今日紹介するカリフォルニア大学サンディエゴ校からの論文は、脊髄損傷で神経細胞移植を行ったとき、移植した細胞やホストの神経の活性を高める薬剤の探索研究で10月29日 Nature にオンライン掲載された。タイトルは「Thiorphan reprograms neurons to promote functional recovery after spinal cord injury(チオルファンは神経細胞をリプログラムして脊髄損傷後の機能回復を促進する)」だ。

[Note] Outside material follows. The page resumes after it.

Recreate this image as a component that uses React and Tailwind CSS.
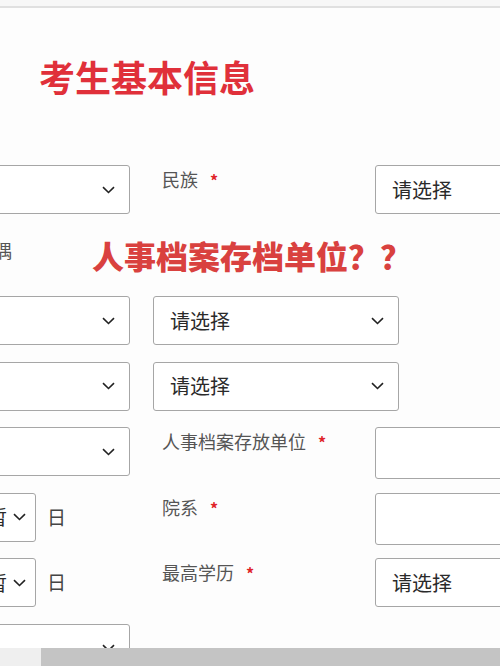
const cjk = { fontFamily: '"Noto Sans CJK SC", "Noto Sans", sans-serif' };

function Chevron() {
  return (
    <svg width="13" height="8" viewBox="0 0 13 8" className="shrink-0">
      <path d="M1 1.2 L6.5 6.5 L12 1.2" fill="none" stroke="#222" strokeWidth="1.6" />
    </svg>
  );
}

function Select({ className = '', text, chevron = true, pr = 'pr-[14px]' }) {
  return (
    <div
      className={`h-[49px] shrink-0 border border-[#a6a6a6] rounded-[3px] bg-white flex items-center justify-between ${pr} ${className}`}
    >
      <span className="text-[20px] text-[#2a2a2a] leading-none">{text}</span>
      {chevron && <Chevron />}
    </div>
  );
}

function Label({ text }) {
  return (
    <div className="ml-[32px] w-[213px] shrink-0 self-start pt-[1px] text-[18px] leading-[26px] text-[#555]">
      {text}
      <span className="ml-[12px] text-[#e0242a] text-[16px] font-bold">*</span>
    </div>
  );
}

function Input() {
  return <div className="h-[52px] w-[140px] shrink-0 border border-[#a6a6a6] rounded-[3px] bg-white" />;
}

// left column: 130px wide, content runs off the left edge
function LeftSelect() {
  return (
    <div className="w-[130px] shrink-0 flex">
      <Select className="-ml-[20px] w-[150px]" />
    </div>
  );
}

function LeftDay() {
  return (
    <div className="w-[130px] shrink-0 flex">
      <Select className="-ml-[40px] w-[76px] pl-[26px]" text="暂" pr="pr-[9px]" />
      <span className="ml-[11px] self-center text-[19px] text-[#444]">日</span>
    </div>
  );
}

export default function App() {
  return (
    <div className="w-[500px] h-[666px] flex flex-col bg-[#fdfdfd] overflow-hidden" style={cjk}>
      <div className="h-[8px] bg-[#f7f7f7] border-b-2 border-[#e0e0e0] shrink-0" />
      <div className="flex-1 overflow-hidden">
        <h1 className="pl-[39px] mt-[50px] text-[36px] leading-none font-bold text-[#e0303a]">
          考生基本信息
        </h1>

        <div className="mt-[71px] flex flex-col gap-[16.5px]">
          <div className="flex h-[49px]">
            <LeftSelect />
            <Label text="民族" />
            <Select className="w-[140px] pl-[16px]" text="请选择" chevron={false} />
          </div>

          <div className="flex h-[49px] items-center">
            <span className="-ml-[6px] w-[24px] text-[18px] text-[#555] -mt-[9px]">偶</span>
            <span className="ml-[74px] text-[32px] font-black text-[#d9413f] leading-none">
              人事档案存档单位？？
            </span>
          </div>

          <div className="flex h-[49px]">
            <LeftSelect />
            <Select className="ml-[23px] w-[246px] pl-[16px]" text="请选择" />
          </div>

          <div className="flex h-[49px]">
            <LeftSelect />
            <Select className="ml-[23px] w-[246px] pl-[16px]" text="请选择" />
          </div>

          <div className="flex h-[49px]">
            <LeftSelect />
            <Label text="人事档案存放单位" />
            <Input />
          </div>

          <div className="flex h-[49px]">
            <LeftDay />
            <Label text="院系" />
            <Input />
          </div>

          <div className="flex h-[49px]">
            <LeftDay />
            <Label text="最高学历" />
            <Select className="w-[140px] pl-[16px]" text="请选择" chevron={false} />
          </div>

          <div className="flex h-[49px]">
            <LeftSelect />
          </div>
        </div>
      </div>
      <div className="h-[18px] shrink-0 flex">
        <div className="w-[41px] bg-[#efefef]" />
        <div className="flex-1 bg-[#c4c4c4]" />
      </div>
    </div>
  );
}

研究の目的は脊髄再生を促す薬剤の探索で、これまでも様々な試みがなされてきた。この研究では、薬剤の細胞への効果を転写レベルで調べたデータベースから、損傷時の再生神経で起こる転写変化に近いプログラムを誘導する薬剤を探索している。その結果、4種類の薬剤をリストしているが、この中の quinostatin だけは手に入らないという理由で諦め、残りの3種類を神経細胞培養に転嫁し、効果を調べている。その結果、神経細胞から多くて長い神経突起を誘導できる化合物としてチオルファンを特定している。

次は脊髄損傷を誘発したラットに、神経幹細胞を移植し、そのときにチオルファンを全身投与、その後脳内にポンプでチオルファンを投与し続けて、運動神経の軸索伸張を促進する治療を行っている。

結果だが、チオルファン単独では神経幹細胞移植と比べても劣るが、神経幹細胞移植とチオルファンを組み合わせたグループは初期から前肢の運動機能に大きな改善を得ることができている。組織学的には、皮質からの神経の移植神経細胞塊への投射が促進しており、移植した神経細胞を介するリレー回路が形成されていると想像される。

後は将来の人間への応用を考え、ヒトの正常皮質神経培養を行い、これにチオルファンを加えると、神経突起数形成及び伸張距離が増大し、さらにBDNFシグナルを刺激できることを明らかにしている。

以上が結果で、今後大型の動物を用いた研究を行った上で、うまくいけば人間の脊髄損傷への応用へと進むことができるだろう。期待したい。